Tuesday, September 20

For Honor impressions: A slow-paced game of rock-paper-swords

Break it down far enough, and every fighting game is essentially an over-complicated, fast-paced game of rock-paper-scissors. Low jab beats uppercut. Jump kick beats low jab. Uppercut beats jump kick. Air block beats uppercut. Air throw beats air block. And on and on, in dozens of different permutations based on the specific characters and positioning involved, repeated hundreds of time with split-second timing in a single match.

Based on some time with the closed alpha test this weekend, Ubisoft's For Honor is definitely a fighting game in this same tradition. While the final game looks like it will have some of the trappings of a Dynasty Warriors-style epic brawler—including countless cannon fodder enemies to mow down with your weapons—the alpha test focuses on online duels with human opponents. The fast-paced punches and kicks of most modern fighting games may have been replaced with slower weapon swings, and the game is missing genre standards like, um, a jump button. Still, the basic rock-paper-scissors battle of feints and reactions is still there beneath the incredibly detailed environments and intricately armored warriors.

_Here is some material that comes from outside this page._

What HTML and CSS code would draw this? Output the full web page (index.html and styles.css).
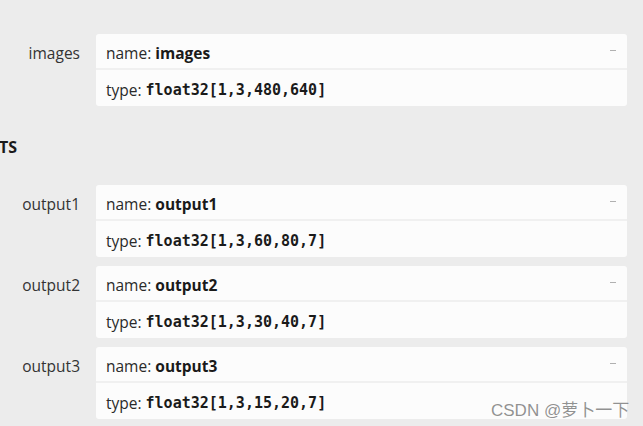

Compared to the high-energy, frame-perfect world of the usual modern fighting game, For Honor's battles seem to play out in slow motion. Even the fastest attacks are telegraphed with a relatively lengthy weapon wind-up animation of a half-second or so (no, I didn't use a stopwatch). That gives the opposing player time to flick the right stick to the right, left, or upwards to block the direction the attack is coming from with a satisfying clang. There's even a handy semicircle overlay, which clearly shows the direction of the opponent's stance, and it flashes red to give even more warning when an attack is coming.